Ayer leí el siguiente consejo: “Debemos escuchar al niño que fuimos un día, y existe dentro de nosotros. Ese niño entiende de momentos mágicos.” Fue a propósito del día del niño.
Yo escucho con frecuencia a esa muchachita de chongos disparejos. Esa niña, que a los 7 años se sentía capaz de volar y se tiró de un gran tubo de cemento para estrellar la cara en otro. Está presente aunque no la invite, es re shute. A veces me regresan las ganas de volar, a pesar de que el golpe fue tan fuerte que en mi cabeza retumbó hasta la última de mis ideas infantiles. Pero así funciona la vida, querés volar y te arriesgas, te tirás, a veces está el tubo de cemento, fuerte y macabro, y te hace trizas, a veces corrés mejor suerte. Pero hay que intentarlo.
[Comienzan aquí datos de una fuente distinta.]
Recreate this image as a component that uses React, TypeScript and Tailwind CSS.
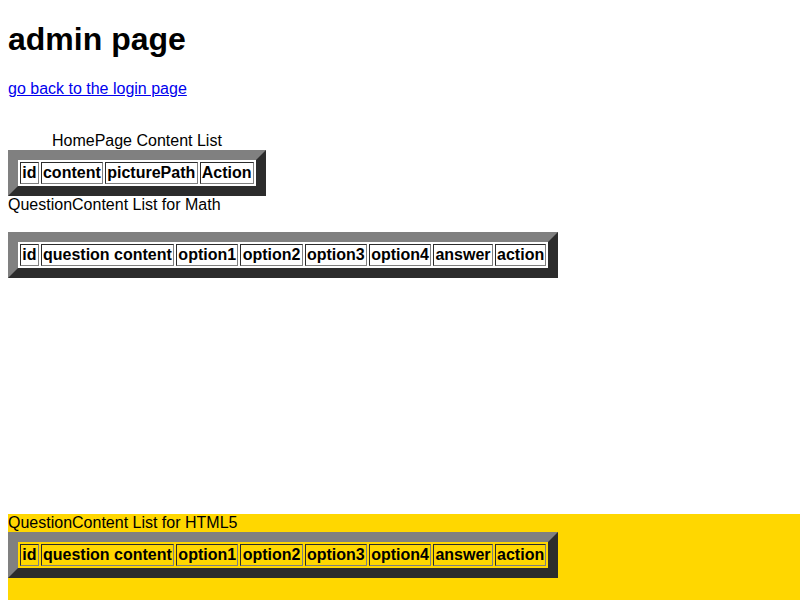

Hay cosas de mi infancia que se quedaron. De niña la música era oxígeno vital para sobrevivir. A mis cuarenta y tantos sigue siéndolo, cada día la necesito más. En cuanto aprendí a leer, los libros se convirtieron en aliados y golosinas. Nada ha cambiado. ¿Lo mejor? En efecto, la magia de los momentos de canciones y buenas letras, sigue siendo la misma que fue cuando estrellé la carota. Se me hincharon la boca y la nariz tanto, que a mi mamá, embarazada, el susto le provocó que Anayansi diera trescientos mortales dentro de su barriga. Todo porque creí que podía volar.